Lazily read lines from gzip file with Java 8 streams
Java 8 can read lines lazily from files using the Files.lines method, but what to do if the files are compressed? I needed to do just that, so here is a class that provides a line stream from a gzipped file. It can easily be converted for other file formats!
public class GZIPFiles {
/**
* Get a lazily loaded stream of lines from a gzipped file, similar to
* {@link Files#lines(java.nio.file.Path)}.
*
* @param path
* The path to the gzipped file.
* @return stream with lines.
*/
public static Stream<String> lines(Path path) {
InputStream fileIs = null;
BufferedInputStream bufferedIs = null;
GZIPInputStream gzipIs = null;
try {
fileIs = Files.newInputStream(path);
// Even though GZIPInputStream has a buffer it reads individual bytes
// when processing the header, better add a buffer in-between
bufferedIs = new BufferedInputStream(fileIs, 65535);
gzipIs = new GZIPInputStream(bufferedIs);
} catch (IOException e) {
closeSafely(gzipIs);
closeSafely(bufferedIs);
closeSafely(fileIs);
throw new UncheckedIOException(e);
}
BufferedReader reader = new BufferedReader(new InputStreamReader(gzipIs));
return reader.lines().onClose(() -> closeSafely(reader));
}
private static void closeSafely(Closeable closeable) {
if (closeable != null) {
try {
closeable.close();
} catch (IOException e) {
// Ignore
}
}
}
}
Share and enjoy…
Categories: Java
It is not necessary to close all the wrapped streams.

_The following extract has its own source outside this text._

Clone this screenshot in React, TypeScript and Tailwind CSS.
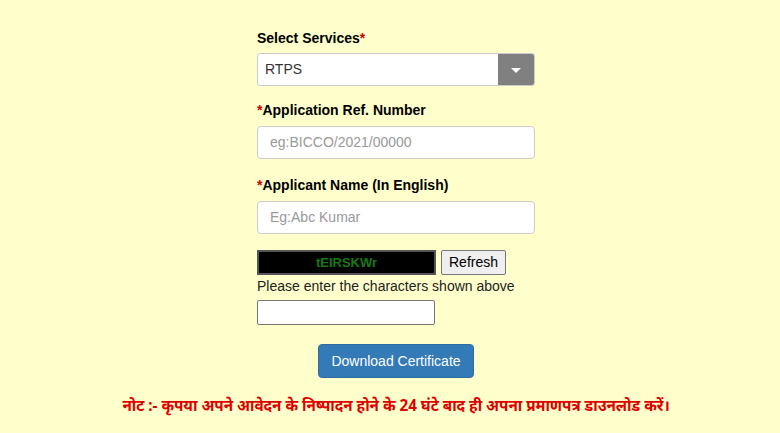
const App = () => {
  return (
    <div className="w-[780px] h-[433px] bg-[#ffffcc] overflow-hidden font-['Liberation_Sans',Arial,sans-serif] text-[14px] text-[#333]">
      <div className="w-[278px] ml-[257px] pt-[29px]">
        <label className="block font-bold text-[14px] text-black leading-[18px]">
          Select Services<span className="text-[#c00]">*</span>
        </label>
        <div className="mt-[6px] flex h-[33px] rounded-[3px] border border-[#ccc] bg-white overflow-hidden">
          <div className="flex-1 flex items-center pl-[7px] text-[14px] text-[#333]">RTPS</div>
          <div className="w-[36px] bg-[#808080] flex items-center justify-center">
            <div className="w-0 h-0 border-l-[5px] border-r-[5px] border-t-[5px] border-l-transparent border-r-transparent border-t-white mt-[2px]" />
          </div>
        </div>

        <label className="block mt-[15px] font-bold text-[14px] text-black leading-[18px]">
          <span className="text-[#c00]">*</span>Application Ref. Number
        </label>
        <div className="mt-[7px] h-[33px] rounded-[4px] border border-[#ccc] bg-white flex items-center pl-[12px] text-[14px] text-[#999]">
          eg:BICCO/2021/00000
        </div>

        <label className="block mt-[17px] font-bold text-[14px] text-black leading-[18px]">
          <span className="text-[#c00]">*</span>Applicant Name (In English)
        </label>
        <div className="mt-[7px] h-[33px] rounded-[4px] border border-[#ccc] bg-white flex items-center pl-[12px] text-[14px] text-[#999]">
          Eg:Abc Kumar
        </div>

        <div className="mt-[16px] flex items-center gap-[5px]">
          <div className="w-[179px] h-[25px] bg-black border-2 border-[#555] flex items-center justify-center font-bold text-[13px] text-[#157a15]">
            tEIRSKWr
          </div>
          <button className="h-[25px] px-[7px] border border-[#767676] rounded-[2px] bg-[#efefef] text-[14px] text-black">
            Refresh
          </button>
        </div>
        <div className="mt-[2px] text-[14px] text-[#222] leading-[18px]">Please enter the characters shown above</div>
        <div className="mt-[5px] w-[178px] h-[25px] bg-white border border-[#767676] rounded-[2px]" />

        <div className="mt-[19px] flex">
          <button className="ml-[61px] h-[34px] w-[156px] rounded-[4px] bg-[#337ab7] border border-[#2e6da4] text-white text-[14px]">
            Download Certificate
          </button>
        </div>
      </div>
      <div className="mt-[16px] text-center text-[#dd0000] font-bold text-[15.2px] font-['Noto_Sans','Lohit_Devanagari','Noto_Sans_Devanagari',sans-serif] pl-[12px]">
        नोट :- कृपया अपने आवेदन के निष्पादन होने के 24 घंटे बाद ही अपना प्रमाणपत्र डाउनलोड करें।
      </div>
    </div>
  );
};

export default App;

Closing the outermost stream closes the other too.
Indeed, on success I’m only closing the outermost reader. However, if there is an exception when I open the streams some may be null, so which one is the outermost? I could check for null and close the first that is not null, but instead I simply close all that are not null. That is easier and it doesn’t hurt.